Chimurenga is a publication of arts, culture and politics from and about Africa and its diasporas founded and edited by Ntone Edjabe. Both the magazine’s name (Chimurenga is a Shona word that loosely translates as “liberation struggle”) and the content capture the connection between African cultures and politics on the continent and beyond. The publication, which was launched in 2002, has had many contributors like Lesego Rampolokeng, Santu Mofokeng, Keorapetse Kgositsile, Binyavanga Wainaina, Yvonne Adhiambo Owuor, Boubacar Boris Diop, Tanure Ojaide, Dominique Malaquais, Zwelethu Mthethwa, Mahmood Mamdani, and Greg Tate.
Our friends from Chimurenga have a newer publication they call the Chronic which was first released in 2013. The new offering is a 48-page newspaper and 40-page stand-alone books review magazine featuring writing, art and photography inflected by the workings of innovation, creativity and resistance. The newspaper was set to be a quarterly publication – every three months.
The newest edition of the magazine is out in stores – e-stores of course. It explores the tensions between reform and revolution, and decolonisation and the neoliberal order in the academy, through the lens of history and via the alternate education paradigms based in indigenous knowledge systems, and also arising from South Africa’s radical anti-apartheid struggle. With this focus you find pieces by Pedro Monaville, Frank B. Wilderson III, Bwesigye Bwa Mwesigire, Kwanele Sosibo. This series was inspired by the turmoil that South Africa academia went through in the wake of their #FeesMustFall.
Away from this Joshua Craze offers a sobering analysis of the United Nations in South Sudan while Ronald Suresh Roberts asks: What are the true stakes in the controversy over South Africa’s recent failure to arrest Sudanese strongman Omar al-Bashir? Yemisi Aribisala rails against the new fundamentalism cresting the wave of global feminism sweeping her home country Nigeria.

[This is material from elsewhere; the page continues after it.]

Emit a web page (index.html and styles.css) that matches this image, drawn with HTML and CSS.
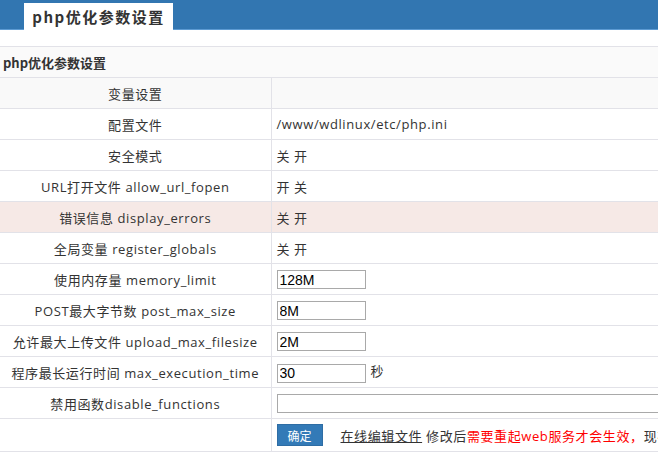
FILE: index.html
```html
<!DOCTYPE html>
<html lang="zh-CN">
<head>
<meta charset="utf-8">
<title>php优化参数设置</title>
<link rel="stylesheet" href="styles.css">
</head>
<body>
<header class="topbar">
  <div class="tab">php优化参数设置</div>
</header>
<main class="content">
  <table class="grid">
    <colgroup><col class="c1"><col class="c2"></colgroup>
    <tr class="head"><th colspan="2">php优化参数设置</th></tr>
    <tr class="sub"><td class="lbl">变量设置</td><td class="val"></td></tr>
    <tr><td class="lbl">配置文件</td><td class="val">/www/wdlinux/etc/php.ini</td></tr>
    <tr><td class="lbl">安全模式</td><td class="val">关 <span class="u">开</span></td></tr>
    <tr><td class="lbl">URL打开文件 allow_url_fopen</td><td class="val">开 <span class="u">关</span></td></tr>
    <tr class="hl"><td class="lbl">错误信息 display_errors</td><td class="val">关 <span class="u">开</span></td></tr>
    <tr><td class="lbl">全局变量 register_globals</td><td class="val">关 <span class="u">开</span></td></tr>
    <tr><td class="lbl">使用内存量 memory_limit</td><td class="val"><input class="inp" type="text" value="128M"></td></tr>
    <tr><td class="lbl">POST最大字节数 post_max_size</td><td class="val"><input class="inp" type="text" value="8M"></td></tr>
    <tr><td class="lbl">允许最大上传文件 upload_max_filesize</td><td class="val"><input class="inp" type="text" value="2M"></td></tr>
    <tr><td class="lbl">程序最长运行时间 max_execution_time</td><td class="val"><input class="inp" type="text" value="30"><span class="unit">秒</span></td></tr>
    <tr><td class="lbl">禁用函数disable_functions</td><td class="val"><input class="inp wide" type="text" value=""></td></tr>
    <tr class="last"><td class="lbl"></td><td class="val"><div class="actions"><button class="btn" type="button">确定</button><span class="note"><a class="link">在线编辑文件</a> 修改后<span class="red">需要重起web服务才会生效，</span>现在重起</span></div></td></tr>
  </table>
</main>
</body>
</html>
```
FILE: styles.css
```css
html, body {
  margin: 0;
  padding: 0;
  background: #ffffff;
  overflow: hidden;
}
body {
  width: 658px;
  height: 460px;
  font-family: "Open Sans", "Noto Sans CJK SC", sans-serif;
  font-size: 13px;
  letter-spacing: 0.6px;
  color: #333333;
}
.topbar {
  height: 29px;
  background: #3276b1;
  border-bottom: 1px solid #5d9bd3;
  display: flex;
  align-items: flex-end;
  padding-left: 24px;
}
.tab {
  width: 149px;
  height: 27px;
  margin-bottom: -1px;
  background: #ffffff;
  display: flex;
  align-items: center;
  justify-content: center;
  font-weight: bold;
  font-size: 15px;
  letter-spacing: 1.5px;
  color: #333333;
  font-family: "Noto Sans CJK SC", sans-serif;
}
.content {
  padding-top: 16px;
  width: 820px;
}
.grid {
  border-collapse: collapse;
  width: 820px;
  table-layout: fixed;
}
.c1 { width: 271px; }
.c2 { width: 549px; }
.grid th, .grid td {
  border-top: 1px solid #e2e2e8;
  border-bottom: 1px solid #e2e2e8;
  height: 30px;
  padding: 0;
  white-space: nowrap;
  overflow: hidden;
}
.head th {
  text-align: left;
  padding-left: 3px;
  font-weight: bold;
  letter-spacing: 0;
  background: #fafafa;
  font-family: "Noto Sans CJK SC", sans-serif;
}
.sub td { background: #f9f9f9; }
.hl td { background: #f6e9e6; }
.lbl {
  text-align: center;
  border-right: 1px solid #e2e2e8;
}
.val {
  padding-left: 5px !important;
  text-align: left;
}
.inp {
  box-sizing: border-box;
  width: 89px;
  height: 19px;
  border: 1px solid #a9a9a9;
  padding: 0 2px;
  margin: 0;
  font-family: "Liberation Sans", Arial, sans-serif;
  font-size: 14px;
  letter-spacing: 0;
  color: #000;
  vertical-align: middle;
}
.inp.wide { width: 500px; }
.unit { margin-left: 5px; }
.last td { height: 32px; }
.actions {
  display: flex;
  align-items: center;
}
.btn {
  box-sizing: border-box;
  width: 46px;
  height: 22px;
  background: #337ab7;
  border: 1px solid #2e6da4;
  color: #ffffff;
  font-family: "Noto Sans CJK SC", sans-serif;
  font-size: 12px;
  letter-spacing: 0;
  padding: 0;
  margin: 0;
}
.note { margin-left: 18px; }
.link { text-decoration: underline; color: #333333; }
.red { color: #ff0000; }
```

Then there is Chronic Books which I love the best in this publication as it speaks exclusively about books this time with a focus on Football. James Young writes, the nexus between the twists of life on and off the pitch is revealed.
Lidudumalingani Mqombothi who was announced as a Caine Prize shortlistee yesterday revisits the football matches of his childhood, when radio, not television, was most people’s ticket to the beautiful game. Moses März documents his fleeting orbit of the African football scene, from the Afcon 2008 tourney in Ghana to Angola in 2009 and the 2010 FIFA World Cup extravaganza further south. Other contributors include Rustum Kozain, Florence Madenga, Ed Pavlic, Jon Soske, Meghna Singh, Masande Ntshanga, Abdourahman Waberi, Nick Mulgrew, Lindokuhle Nkosi, Wendell Marsh, Nick Mwaluko and many more.